Transcribe the lines below verbatim, skipping the images.

━━━━━ DATA SEGMENT ━━━━━

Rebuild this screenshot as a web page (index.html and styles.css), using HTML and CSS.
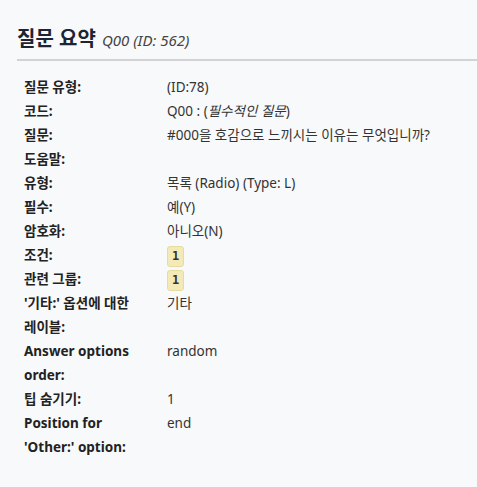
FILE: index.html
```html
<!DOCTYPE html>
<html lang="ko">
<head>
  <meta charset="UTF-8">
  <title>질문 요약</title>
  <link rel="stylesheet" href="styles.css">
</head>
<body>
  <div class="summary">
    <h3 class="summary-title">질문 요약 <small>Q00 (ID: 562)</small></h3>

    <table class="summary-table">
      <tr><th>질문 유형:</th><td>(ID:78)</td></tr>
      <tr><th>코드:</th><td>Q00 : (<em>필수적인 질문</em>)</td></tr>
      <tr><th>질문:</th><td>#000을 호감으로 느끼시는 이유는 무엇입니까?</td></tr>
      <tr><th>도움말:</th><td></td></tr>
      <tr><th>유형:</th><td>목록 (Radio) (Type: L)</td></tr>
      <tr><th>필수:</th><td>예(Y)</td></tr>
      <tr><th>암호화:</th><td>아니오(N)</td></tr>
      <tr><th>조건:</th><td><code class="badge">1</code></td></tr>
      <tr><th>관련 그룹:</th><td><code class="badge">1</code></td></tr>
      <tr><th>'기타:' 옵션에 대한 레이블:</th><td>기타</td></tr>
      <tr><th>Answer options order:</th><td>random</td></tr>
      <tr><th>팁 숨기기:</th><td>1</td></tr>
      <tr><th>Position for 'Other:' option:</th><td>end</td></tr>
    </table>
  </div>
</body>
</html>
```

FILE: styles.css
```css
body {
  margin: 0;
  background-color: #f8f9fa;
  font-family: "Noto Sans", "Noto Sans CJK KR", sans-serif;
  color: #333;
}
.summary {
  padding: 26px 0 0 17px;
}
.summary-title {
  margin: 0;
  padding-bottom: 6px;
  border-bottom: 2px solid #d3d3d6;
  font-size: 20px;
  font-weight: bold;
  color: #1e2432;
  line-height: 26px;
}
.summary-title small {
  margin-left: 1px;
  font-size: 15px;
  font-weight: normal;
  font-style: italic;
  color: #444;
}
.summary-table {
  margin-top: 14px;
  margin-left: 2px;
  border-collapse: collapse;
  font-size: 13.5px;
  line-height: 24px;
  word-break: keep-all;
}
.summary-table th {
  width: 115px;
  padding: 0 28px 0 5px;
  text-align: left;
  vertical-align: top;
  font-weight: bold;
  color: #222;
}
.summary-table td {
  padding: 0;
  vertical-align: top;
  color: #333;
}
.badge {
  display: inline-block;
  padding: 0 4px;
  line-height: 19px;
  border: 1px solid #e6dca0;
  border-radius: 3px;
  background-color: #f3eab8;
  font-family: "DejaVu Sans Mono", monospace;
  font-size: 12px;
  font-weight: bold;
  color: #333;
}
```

━━━━━

THE COMPLETED TASK:
Rebuild this screenshot as a web page (index.html and styles.css), using HTML and CSS.
FILE: index.html
```html
<!DOCTYPE html>
<html lang="ko">
<head>
  <meta charset="UTF-8">
  <title>질문 요약</title>
  <link rel="stylesheet" href="styles.css">
</head>
<body>
  <div class="summary">
    <h3 class="summary-title">질문 요약 <small>Q00 (ID: 562)</small></h3>

    <table class="summary-table">
      <tr><th>질문 유형:</th><td>(ID:78)</td></tr>
      <tr><th>코드:</th><td>Q00 : (<em>필수적인 질문</em>)</td></tr>
      <tr><th>질문:</th><td>#000을 호감으로 느끼시는 이유는 무엇입니까?</td></tr>
      <tr><th>도움말:</th><td></td></tr>
      <tr><th>유형:</th><td>목록 (Radio) (Type: L)</td></tr>
      <tr><th>필수:</th><td>예(Y)</td></tr>
      <tr><th>암호화:</th><td>아니오(N)</td></tr>
      <tr><th>조건:</th><td><code class="badge">1</code></td></tr>
      <tr><th>관련 그룹:</th><td><code class="badge">1</code></td></tr>
      <tr><th>'기타:' 옵션에 대한 레이블:</th><td>기타</td></tr>
      <tr><th>Answer options order:</th><td>random</td></tr>
      <tr><th>팁 숨기기:</th><td>1</td></tr>
      <tr><th>Position for 'Other:' option:</th><td>end</td></tr>
    </table>
  </div>
</body>
</html>
```

FILE: styles.css
```css
body {
  margin: 0;
  background-color: #f8f9fa;
  font-family: "Noto Sans", "Noto Sans CJK KR", sans-serif;
  color: #333;
}
.summary {
  padding: 26px 0 0 17px;
}
.summary-title {
  margin: 0;
  padding-bottom: 6px;
  border-bottom: 2px solid #d3d3d6;
  font-size: 20px;
  font-weight: bold;
  color: #1e2432;
  line-height: 26px;
}
.summary-title small {
  margin-left: 1px;
  font-size: 15px;
  font-weight: normal;
  font-style: italic;
  color: #444;
}
.summary-table {
  margin-top: 14px;
  margin-left: 2px;
  border-collapse: collapse;
  font-size: 13.5px;
  line-height: 24px;
  word-break: keep-all;
}
.summary-table th {
  width: 115px;
  padding: 0 28px 0 5px;
  text-align: left;
  vertical-align: top;
  font-weight: bold;
  color: #222;
}
.summary-table td {
  padding: 0;
  vertical-align: top;
  color: #333;
}
.badge {
  display: inline-block;
  padding: 0 4px;
  line-height: 19px;
  border: 1px solid #e6dca0;
  border-radius: 3px;
  background-color: #f3eab8;
  font-family: "DejaVu Sans Mono", monospace;
  font-size: 12px;
  font-weight: bold;
  color: #333;
}
```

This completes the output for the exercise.